GIVEN MATERIAL:
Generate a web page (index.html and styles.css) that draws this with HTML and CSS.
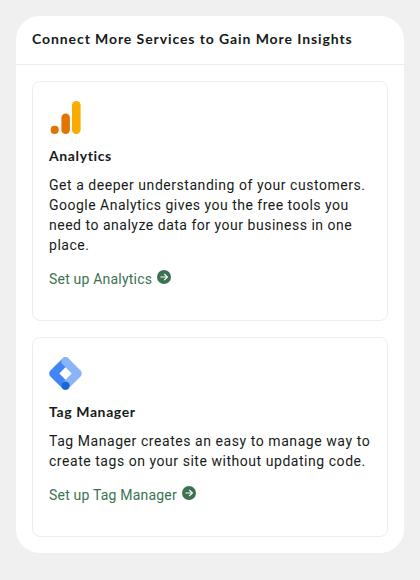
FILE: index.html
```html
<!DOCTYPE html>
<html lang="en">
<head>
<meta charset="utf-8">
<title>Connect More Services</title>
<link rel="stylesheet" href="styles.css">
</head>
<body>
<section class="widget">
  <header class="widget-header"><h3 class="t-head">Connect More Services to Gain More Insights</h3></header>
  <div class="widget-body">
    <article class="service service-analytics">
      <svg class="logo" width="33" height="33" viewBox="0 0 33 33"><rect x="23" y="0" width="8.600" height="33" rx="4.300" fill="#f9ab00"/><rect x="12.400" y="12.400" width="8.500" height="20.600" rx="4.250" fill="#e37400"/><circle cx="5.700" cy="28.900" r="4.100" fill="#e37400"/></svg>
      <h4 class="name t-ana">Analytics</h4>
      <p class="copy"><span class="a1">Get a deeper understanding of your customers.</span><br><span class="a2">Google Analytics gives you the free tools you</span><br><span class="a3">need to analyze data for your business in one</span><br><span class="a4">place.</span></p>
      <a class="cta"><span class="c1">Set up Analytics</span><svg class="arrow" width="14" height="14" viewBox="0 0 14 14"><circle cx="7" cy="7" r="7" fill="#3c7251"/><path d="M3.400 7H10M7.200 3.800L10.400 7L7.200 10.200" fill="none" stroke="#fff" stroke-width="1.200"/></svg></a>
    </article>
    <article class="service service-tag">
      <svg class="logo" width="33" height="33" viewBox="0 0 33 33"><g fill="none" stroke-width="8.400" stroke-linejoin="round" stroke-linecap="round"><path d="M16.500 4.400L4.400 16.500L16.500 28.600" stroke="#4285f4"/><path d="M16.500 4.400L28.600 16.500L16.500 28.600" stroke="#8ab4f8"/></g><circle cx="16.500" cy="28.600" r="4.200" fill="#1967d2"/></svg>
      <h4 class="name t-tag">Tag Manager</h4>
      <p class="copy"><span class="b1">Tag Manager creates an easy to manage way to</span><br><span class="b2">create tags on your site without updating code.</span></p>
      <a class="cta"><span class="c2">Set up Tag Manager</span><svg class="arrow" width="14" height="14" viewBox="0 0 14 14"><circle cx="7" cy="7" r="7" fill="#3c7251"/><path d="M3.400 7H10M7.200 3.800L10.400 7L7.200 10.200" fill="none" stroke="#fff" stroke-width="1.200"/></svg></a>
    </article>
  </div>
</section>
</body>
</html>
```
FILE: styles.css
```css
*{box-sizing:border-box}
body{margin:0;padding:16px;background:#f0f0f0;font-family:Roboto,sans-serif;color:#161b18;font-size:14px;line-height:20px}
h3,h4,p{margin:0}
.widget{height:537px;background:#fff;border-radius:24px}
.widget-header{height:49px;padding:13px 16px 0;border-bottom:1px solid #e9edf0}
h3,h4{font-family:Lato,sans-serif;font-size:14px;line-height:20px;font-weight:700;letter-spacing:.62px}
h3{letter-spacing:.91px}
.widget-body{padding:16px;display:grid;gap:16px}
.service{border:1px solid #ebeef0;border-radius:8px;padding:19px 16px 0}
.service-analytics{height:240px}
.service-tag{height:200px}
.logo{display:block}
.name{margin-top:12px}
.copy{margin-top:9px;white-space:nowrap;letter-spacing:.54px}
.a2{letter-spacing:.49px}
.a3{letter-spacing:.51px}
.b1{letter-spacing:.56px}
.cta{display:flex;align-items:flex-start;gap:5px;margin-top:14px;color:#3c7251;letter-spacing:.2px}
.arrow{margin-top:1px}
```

WHAT IS NEEDED: Retype the whole listing, keeping every line identical and omitting all pictures.

WRITTEN REPLY:
Generate a web page (index.html and styles.css) that draws this with HTML and CSS.
FILE: index.html
```html
<!DOCTYPE html>
<html lang="en">
<head>
<meta charset="utf-8">
<title>Connect More Services</title>
<link rel="stylesheet" href="styles.css">
</head>
<body>
<section class="widget">
  <header class="widget-header"><h3 class="t-head">Connect More Services to Gain More Insights</h3></header>
  <div class="widget-body">
    <article class="service service-analytics">
      <svg class="logo" width="33" height="33" viewBox="0 0 33 33"><rect x="23" y="0" width="8.600" height="33" rx="4.300" fill="#f9ab00"/><rect x="12.400" y="12.400" width="8.500" height="20.600" rx="4.250" fill="#e37400"/><circle cx="5.700" cy="28.900" r="4.100" fill="#e37400"/></svg>
      <h4 class="name t-ana">Analytics</h4>
      <p class="copy"><span class="a1">Get a deeper understanding of your customers.</span><br><span class="a2">Google Analytics gives you the free tools you</span><br><span class="a3">need to analyze data for your business in one</span><br><span class="a4">place.</span></p>
      <a class="cta"><span class="c1">Set up Analytics</span><svg class="arrow" width="14" height="14" viewBox="0 0 14 14"><circle cx="7" cy="7" r="7" fill="#3c7251"/><path d="M3.400 7H10M7.200 3.800L10.400 7L7.200 10.200" fill="none" stroke="#fff" stroke-width="1.200"/></svg></a>
    </article>
    <article class="service service-tag">
      <svg class="logo" width="33" height="33" viewBox="0 0 33 33"><g fill="none" stroke-width="8.400" stroke-linejoin="round" stroke-linecap="round"><path d="M16.500 4.400L4.400 16.500L16.500 28.600" stroke="#4285f4"/><path d="M16.500 4.400L28.600 16.500L16.500 28.600" stroke="#8ab4f8"/></g><circle cx="16.500" cy="28.600" r="4.200" fill="#1967d2"/></svg>
      <h4 class="name t-tag">Tag Manager</h4>
      <p class="copy"><span class="b1">Tag Manager creates an easy to manage way to</span><br><span class="b2">create tags on your site without updating code.</span></p>
      <a class="cta"><span class="c2">Set up Tag Manager</span><svg class="arrow" width="14" height="14" viewBox="0 0 14 14"><circle cx="7" cy="7" r="7" fill="#3c7251"/><path d="M3.400 7H10M7.200 3.800L10.400 7L7.200 10.200" fill="none" stroke="#fff" stroke-width="1.200"/></svg></a>
    </article>
  </div>
</section>
</body>
</html>
```
FILE: styles.css
```css
*{box-sizing:border-box}
body{margin:0;padding:16px;background:#f0f0f0;font-family:Roboto,sans-serif;color:#161b18;font-size:14px;line-height:20px}
h3,h4,p{margin:0}
.widget{height:537px;background:#fff;border-radius:24px}
.widget-header{height:49px;padding:13px 16px 0;border-bottom:1px solid #e9edf0}
h3,h4{font-family:Lato,sans-serif;font-size:14px;line-height:20px;font-weight:700;letter-spacing:.62px}
h3{letter-spacing:.91px}
.widget-body{padding:16px;display:grid;gap:16px}
.service{border:1px solid #ebeef0;border-radius:8px;padding:19px 16px 0}
.service-analytics{height:240px}
.service-tag{height:200px}
.logo{display:block}
.name{margin-top:12px}
.copy{margin-top:9px;white-space:nowrap;letter-spacing:.54px}
.a2{letter-spacing:.49px}
.a3{letter-spacing:.51px}
.b1{letter-spacing:.56px}
.cta{display:flex;align-items:flex-start;gap:5px;margin-top:14px;color:#3c7251;letter-spacing:.2px}
.arrow{margin-top:1px}
```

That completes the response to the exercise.